According to the National Fire Protection Agency(NFPA), 501,500 structure fires were reported in the U.S. in 2015. These Fires resulted in 2,685 deaths,13,000, and $10.3 billions in property damages. $7 billions in property losses were caused by home fires.
Based on these statistics, a fire was reported every 63 seconds.
Dishwashers. Have you ever opened your dishwasher immediately after it finished its cycle? The heat that shoots out when you open the door can be overwhelming. A dishwasher contains heating elements that dry your dishes. These heating elements get wet, heat up, and cool down every time you use the dishwasher.

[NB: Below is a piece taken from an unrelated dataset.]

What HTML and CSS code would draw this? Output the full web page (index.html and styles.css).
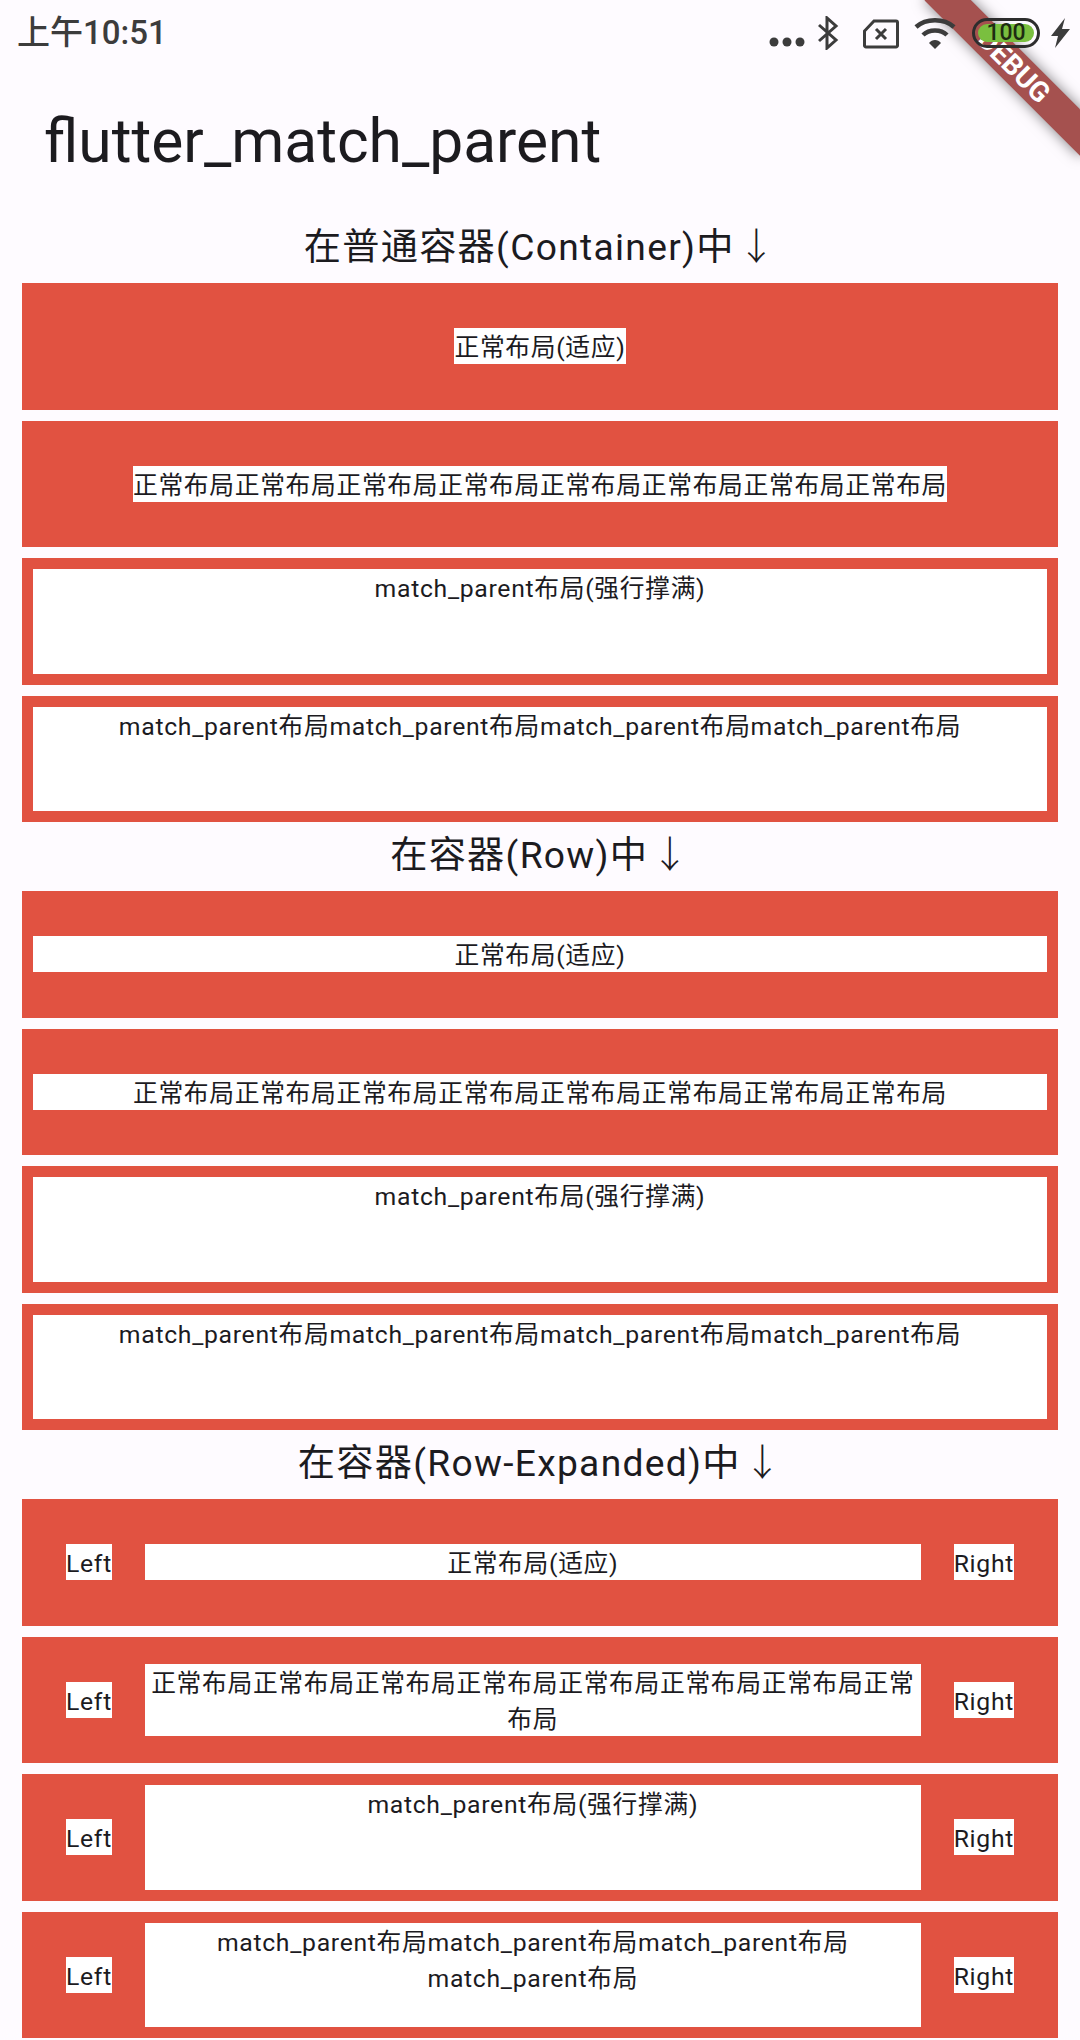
FILE: index.html
```html
<!DOCTYPE html>
<html>
<head>
    <meta charset="utf-8">
    <link rel="stylesheet" href="styles.css">
</head>
<body>
    <div class="debug-banner">DEBUG</div>

    <div class="status-bar">
        <span class="time">上午10:51</span>
        <div class="status-icons">
            <svg class="icon-dots" width="36" height="34" viewBox="0 0 36 34"><circle cx="5" cy="26" r="4.5"/><circle cx="18" cy="26" r="4.5"/><circle cx="31" cy="26" r="4.5"/></svg>
            <svg class="icon-bluetooth" width="22" height="34" viewBox="0 0 22 34"><path d="M2 9l17 15-9 8V2l9 8L2 25" fill="none" stroke-width="3"/></svg>
            <svg class="icon-sim" width="36" height="34" viewBox="0 0 36 34"><path d="M11 5h22a1.500 1.500 0 0 1 1.500 1.500v23a1.500 1.500 0 0 1-1.500 1.500H3a1.500 1.500 0 0 1-1.500-1.500V15z" fill="none" stroke-width="3"/><path d="M13 13l10 10M23 13L13 23" fill="none" stroke-width="3"/></svg>
            <svg class="icon-wifi" width="42" height="34" viewBox="0 0 42 34"><path d="M2 11C12 2 30 2 40 11" fill="none" stroke-width="4.500"/><path d="M9 19C15 13 27 13 33 19" fill="none" stroke-width="4.500"/><path d="M15 27c3-4 9-4 12 0l-6 6z"/></svg>
            <div class="battery"><div class="battery-fill">100</div></div>
            <svg class="icon-bolt" width="19" height="34" viewBox="0 0 19 34"><path d="M14 2L0 20h7L4 32 19 13h-8z"/></svg>
        </div>
    </div>

    <div class="app-bar">flutter_match_parent</div>

    <div class="heading">在普通容器(Container)中<span class="arrow">↓</span></div>
    <div class="box"><span class="tag">正常布局(适应)</span></div>
    <div class="box"><span class="tag">正常布局正常布局正常布局正常布局正常布局正常布局正常布局正常布局</span></div>
    <div class="box box-fill"><div class="fill">match_parent布局(强行撑满)</div></div>
    <div class="box box-fill"><div class="fill">match_parent布局match_parent布局match_parent布局match_parent布局</div></div>

    <div class="heading">在容器(Row)中<span class="arrow">↓</span></div>
    <div class="box box-row"><div class="wide">正常布局(适应)</div></div>
    <div class="box box-row"><div class="wide">正常布局正常布局正常布局正常布局正常布局正常布局正常布局正常布局</div></div>
    <div class="box box-fill"><div class="fill">match_parent布局(强行撑满)</div></div>
    <div class="box box-fill"><div class="fill">match_parent布局match_parent布局match_parent布局match_parent布局</div></div>

    <div class="heading">在容器(Row-Expanded)中<span class="arrow">↓</span></div>
    <div class="box box-row">
        <span class="tag side">Left</span>
        <div class="wide">正常布局(适应)</div>
        <span class="tag side">Right</span>
    </div>
    <div class="box box-row">
        <span class="tag side">Left</span>
        <div class="wide two-line">正常布局正常布局正常布局正常布局正常布局正常布局正常布局正常布局</div>
        <span class="tag side">Right</span>
    </div>
    <div class="box box-row">
        <span class="tag side">Left</span>
        <div class="wide stretch">match_parent布局(强行撑满)</div>
        <span class="tag side">Right</span>
    </div>
    <div class="box box-row">
        <span class="tag side">Left</span>
        <div class="wide stretch">match_parent布局match_parent布局match_parent布局match_parent布局</div>
        <span class="tag side">Right</span>
    </div>
</body>
</html>
```

FILE: styles.css
```css
* {
    box-sizing: border-box;
}
body {
    position: relative;
    display: flex;
    flex-direction: column;
    margin: 0;
    height: 2040px;
    overflow: hidden;
    background-color: #fefbff;
    color: #1c1b1f;
    font-family: Roboto, "Noto Sans CJK SC", sans-serif;
    font-size: 24.75px;
    letter-spacing: 0.69px;
    line-height: 36px;
}

/* status bar */
.status-bar {
    position: relative;
    z-index: 2;
    display: flex;
    flex-shrink: 0;
    justify-content: space-between;
    height: 66px;
    padding: 16px 10px 0 17px;
    letter-spacing: 0;
}
.time {
    color: #3c3c3c;
    font-size: 33px;
    font-weight: 500;
    line-height: 34px;
}
.status-icons {
    display: flex;
    align-items: flex-start;
}
.status-icons svg {
    fill: #3c3c3c;
    stroke: #3c3c3c;
    stroke-width: 0;
}
.icon-bluetooth {
    margin-left: 12px;
}
.icon-sim {
    margin-left: 24px;
}
.icon-wifi {
    margin-left: 15px;
}
.icon-bolt {
    margin-left: 11px;
}
.battery {
    width: 68px;
    height: 30px;
    margin: 2px 0 0 16px;
    padding: 3px;
    border: 3px solid #2d2d2d;
    border-radius: 15px;
}
.battery-fill {
    height: 18px;
    background-color: #7abf3f;
    border-radius: 9px;
    color: #1e2b12;
    font-size: 23px;
    font-weight: 500;
    line-height: 18px;
    text-align: center;
}

/* debug ribbon */
.debug-banner {
    position: absolute;
    z-index: 1;
    left: 904px;
    top: 49.5px;
    width: 220px;
    height: 33px;
    transform: rotate(45deg);
    background-color: #a5514f;
    box-shadow: 0 0 14px rgba(0, 0, 0, 0.5);
    color: #fff;
    font-size: 28px;
    font-weight: 700;
    letter-spacing: 0;
    line-height: 33px;
    text-align: center;
}

.app-bar {
    flex-shrink: 0;
    height: 153.5px;
    padding-left: 44px;
    font-size: 60.5px;
    letter-spacing: 0;
    line-height: 152px;
}
.heading {
    flex-shrink: 0;
    height: 58px;
    font-size: 37.2px;
    letter-spacing: 1.3px;
    line-height: 54px;
    text-align: center;
}
.arrow {
    margin-left: 3px;
    font-family: "Noto Sans CJK SC", sans-serif;
    font-weight: 300;
    line-height: 0;
}

/* red boxes */
.box {
    display: flex;
    flex-shrink: 0;
    align-items: center;
    justify-content: center;
    height: 126.5px;
    margin: 5.5px 22px;
    background-color: #e15241;
}
.tag,
.fill,
.wide {
    height: 36px;
    padding-top: 2px;
    background-color: #fff;
    text-align: center;
}
.tag {
    white-space: nowrap;
}
.side {
    margin: 0 33px;
}
.box-fill,
.box-row {
    padding: 11px;
}
.box-fill {
    align-items: stretch;
}
.fill,
.wide {
    flex: 1;
}
.fill,
.stretch {
    align-self: stretch;
    height: auto;
}
.two-line {
    height: 72px;
}
```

Old or faulty elements can start a fire. Never turn on a dishwasher before leaving your home. While it’s nice to return to clean dishes at the end of the day, it’s not worth the risk.
Dryers. I’ve written a couple safety articles about lint buildup in a dryer and the importance of cleaning it often. To see how fast a lint fire can start; check this link. Preventing dryer fires: Experts say keeping your lint trap clean is just part of the safety cycle.
Microwaves. Microwaves are very convenient. Warming up leftover meals can be a big timesaver when the family schedule is hectic. They also can be very dangerous. There have been many complaints about microwaves starting on their own and causing a fire. If you hear your microwave running, and you didn’t turn it on, unplug it immediately. Microwaves: a fire hazard in your kitchen
Refrigerators. One might never think of a refrigerator being a fire risk; however, an overheated compressor or an electrical short can cause fires. In addition, a light that stays on all the time can be hazardous.
Toasters. In 1913, Westinghouse debuted the first two-sided toaster. Toasters have electric elements inside that are used to brown your bread or bagel. If the toaster fails and doesn’t turn off, a fire can start. Never leave a toaster unsupervised and remove the crumbs on the bottom of the toaster regularly. In addition, inspect the electric elements for stuck crumbs.